Exercise → Of all the lines in the material below, how many include the string "screenshot"? Give the number only.

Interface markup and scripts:
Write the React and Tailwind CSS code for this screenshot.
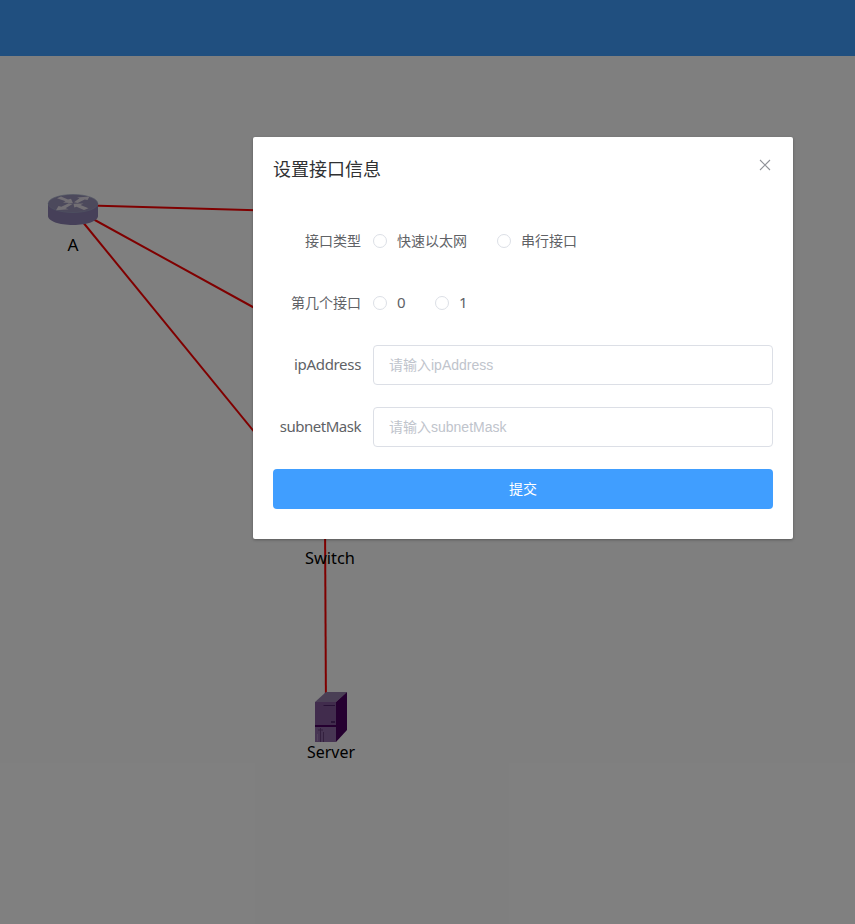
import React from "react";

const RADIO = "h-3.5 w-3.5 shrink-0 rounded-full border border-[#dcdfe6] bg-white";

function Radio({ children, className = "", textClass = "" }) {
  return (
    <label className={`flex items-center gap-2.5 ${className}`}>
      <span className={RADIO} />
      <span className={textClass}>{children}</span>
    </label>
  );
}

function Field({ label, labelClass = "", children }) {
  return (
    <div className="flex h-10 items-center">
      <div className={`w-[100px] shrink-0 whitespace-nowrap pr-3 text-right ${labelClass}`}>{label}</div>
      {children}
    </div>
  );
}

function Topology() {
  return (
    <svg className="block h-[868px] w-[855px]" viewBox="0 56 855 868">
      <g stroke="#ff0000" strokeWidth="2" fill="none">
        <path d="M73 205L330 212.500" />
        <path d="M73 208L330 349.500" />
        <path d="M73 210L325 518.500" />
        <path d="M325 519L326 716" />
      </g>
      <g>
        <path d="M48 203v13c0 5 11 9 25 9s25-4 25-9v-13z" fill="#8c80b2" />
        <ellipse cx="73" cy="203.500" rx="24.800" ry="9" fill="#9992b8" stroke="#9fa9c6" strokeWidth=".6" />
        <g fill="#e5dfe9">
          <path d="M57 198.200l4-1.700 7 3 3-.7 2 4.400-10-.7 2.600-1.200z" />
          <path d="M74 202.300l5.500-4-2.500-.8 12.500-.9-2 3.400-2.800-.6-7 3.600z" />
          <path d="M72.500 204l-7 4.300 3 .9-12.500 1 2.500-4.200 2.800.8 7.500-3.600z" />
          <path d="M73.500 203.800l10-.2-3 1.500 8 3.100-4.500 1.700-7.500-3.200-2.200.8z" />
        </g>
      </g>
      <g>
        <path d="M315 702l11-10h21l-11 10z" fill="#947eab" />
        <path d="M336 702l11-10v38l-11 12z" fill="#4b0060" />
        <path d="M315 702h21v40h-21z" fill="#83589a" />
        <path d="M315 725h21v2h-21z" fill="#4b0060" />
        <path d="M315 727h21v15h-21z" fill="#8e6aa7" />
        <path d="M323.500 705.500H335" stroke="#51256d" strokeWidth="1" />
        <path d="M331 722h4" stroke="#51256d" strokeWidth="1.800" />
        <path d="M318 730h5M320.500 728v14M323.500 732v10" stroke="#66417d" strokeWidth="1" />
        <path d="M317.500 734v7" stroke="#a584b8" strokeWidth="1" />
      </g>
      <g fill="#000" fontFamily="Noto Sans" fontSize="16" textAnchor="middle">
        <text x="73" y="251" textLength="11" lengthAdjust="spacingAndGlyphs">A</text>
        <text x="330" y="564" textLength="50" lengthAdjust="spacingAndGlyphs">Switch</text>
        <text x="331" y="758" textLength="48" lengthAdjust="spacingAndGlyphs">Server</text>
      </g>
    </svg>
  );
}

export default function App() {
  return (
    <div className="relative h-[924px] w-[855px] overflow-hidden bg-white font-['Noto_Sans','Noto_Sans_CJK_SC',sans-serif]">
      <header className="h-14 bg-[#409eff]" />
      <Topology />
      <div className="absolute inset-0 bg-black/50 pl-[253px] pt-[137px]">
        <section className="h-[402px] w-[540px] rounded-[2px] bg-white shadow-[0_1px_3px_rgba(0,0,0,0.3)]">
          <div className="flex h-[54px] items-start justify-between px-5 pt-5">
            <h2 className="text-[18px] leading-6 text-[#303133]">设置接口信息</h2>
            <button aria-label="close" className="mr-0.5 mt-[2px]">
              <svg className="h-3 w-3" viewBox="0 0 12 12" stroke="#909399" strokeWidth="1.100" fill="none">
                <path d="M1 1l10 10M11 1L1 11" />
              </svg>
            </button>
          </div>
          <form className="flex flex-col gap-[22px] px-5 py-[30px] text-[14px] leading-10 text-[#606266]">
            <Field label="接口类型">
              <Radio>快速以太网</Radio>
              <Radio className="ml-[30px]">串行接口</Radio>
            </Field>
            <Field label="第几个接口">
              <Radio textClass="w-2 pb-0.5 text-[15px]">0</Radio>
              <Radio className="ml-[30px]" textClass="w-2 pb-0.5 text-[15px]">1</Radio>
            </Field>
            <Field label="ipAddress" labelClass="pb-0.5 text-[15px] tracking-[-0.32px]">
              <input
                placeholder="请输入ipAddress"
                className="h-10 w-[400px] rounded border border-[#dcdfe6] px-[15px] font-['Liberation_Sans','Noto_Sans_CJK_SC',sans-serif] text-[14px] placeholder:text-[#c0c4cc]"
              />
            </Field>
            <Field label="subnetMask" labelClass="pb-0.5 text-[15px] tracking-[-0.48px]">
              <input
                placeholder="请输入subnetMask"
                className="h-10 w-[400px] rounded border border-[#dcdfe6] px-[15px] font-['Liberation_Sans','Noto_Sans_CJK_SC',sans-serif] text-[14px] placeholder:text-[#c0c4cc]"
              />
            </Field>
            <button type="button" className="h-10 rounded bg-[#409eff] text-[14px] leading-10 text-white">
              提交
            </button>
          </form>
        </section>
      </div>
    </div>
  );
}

...

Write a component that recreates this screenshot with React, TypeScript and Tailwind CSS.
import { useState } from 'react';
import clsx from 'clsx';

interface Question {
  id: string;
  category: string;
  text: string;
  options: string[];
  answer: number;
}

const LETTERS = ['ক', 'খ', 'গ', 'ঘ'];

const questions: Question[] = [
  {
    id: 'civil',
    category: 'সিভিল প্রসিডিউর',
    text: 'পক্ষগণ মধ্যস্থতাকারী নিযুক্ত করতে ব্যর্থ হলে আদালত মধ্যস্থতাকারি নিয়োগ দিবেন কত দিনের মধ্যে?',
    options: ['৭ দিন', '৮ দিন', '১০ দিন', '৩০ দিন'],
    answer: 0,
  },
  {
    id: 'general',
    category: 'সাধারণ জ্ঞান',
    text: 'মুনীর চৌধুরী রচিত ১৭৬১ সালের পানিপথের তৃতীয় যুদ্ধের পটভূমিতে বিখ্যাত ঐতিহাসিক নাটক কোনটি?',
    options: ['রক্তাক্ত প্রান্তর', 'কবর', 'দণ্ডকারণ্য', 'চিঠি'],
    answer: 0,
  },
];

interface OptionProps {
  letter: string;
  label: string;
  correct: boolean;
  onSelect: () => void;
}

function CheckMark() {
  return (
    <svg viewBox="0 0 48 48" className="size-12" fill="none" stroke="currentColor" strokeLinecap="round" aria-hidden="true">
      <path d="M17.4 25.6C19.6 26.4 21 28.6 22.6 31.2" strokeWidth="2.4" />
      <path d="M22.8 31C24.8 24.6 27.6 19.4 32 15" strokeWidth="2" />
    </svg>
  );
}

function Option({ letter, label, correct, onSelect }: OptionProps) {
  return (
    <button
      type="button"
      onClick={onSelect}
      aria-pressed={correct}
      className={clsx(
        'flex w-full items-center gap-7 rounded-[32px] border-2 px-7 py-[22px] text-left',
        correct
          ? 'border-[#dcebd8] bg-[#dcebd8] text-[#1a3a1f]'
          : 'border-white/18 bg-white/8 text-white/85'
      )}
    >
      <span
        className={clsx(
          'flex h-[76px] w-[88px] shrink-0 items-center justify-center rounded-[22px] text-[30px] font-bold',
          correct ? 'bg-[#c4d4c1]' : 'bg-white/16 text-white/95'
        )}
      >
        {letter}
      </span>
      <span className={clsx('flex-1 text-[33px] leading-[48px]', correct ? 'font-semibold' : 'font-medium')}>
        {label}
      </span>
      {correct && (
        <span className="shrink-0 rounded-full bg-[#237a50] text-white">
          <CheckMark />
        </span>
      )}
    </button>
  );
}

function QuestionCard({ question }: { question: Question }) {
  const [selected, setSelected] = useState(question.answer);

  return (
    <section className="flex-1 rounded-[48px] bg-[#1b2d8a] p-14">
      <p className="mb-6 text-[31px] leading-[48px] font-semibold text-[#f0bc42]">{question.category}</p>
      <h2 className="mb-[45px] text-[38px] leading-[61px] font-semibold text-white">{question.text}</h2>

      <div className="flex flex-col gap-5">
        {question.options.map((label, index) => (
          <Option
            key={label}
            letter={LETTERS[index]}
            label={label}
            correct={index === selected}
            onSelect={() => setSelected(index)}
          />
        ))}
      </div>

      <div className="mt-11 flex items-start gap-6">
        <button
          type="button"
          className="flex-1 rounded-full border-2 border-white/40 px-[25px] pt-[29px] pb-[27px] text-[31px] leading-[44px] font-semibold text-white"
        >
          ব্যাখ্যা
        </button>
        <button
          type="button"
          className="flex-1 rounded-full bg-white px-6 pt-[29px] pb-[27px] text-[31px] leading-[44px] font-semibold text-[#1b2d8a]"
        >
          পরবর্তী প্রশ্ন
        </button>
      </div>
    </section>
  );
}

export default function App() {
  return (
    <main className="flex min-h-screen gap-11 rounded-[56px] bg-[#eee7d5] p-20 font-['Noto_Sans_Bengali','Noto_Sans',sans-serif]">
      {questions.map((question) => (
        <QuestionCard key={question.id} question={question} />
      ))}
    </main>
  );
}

Solved problem → 2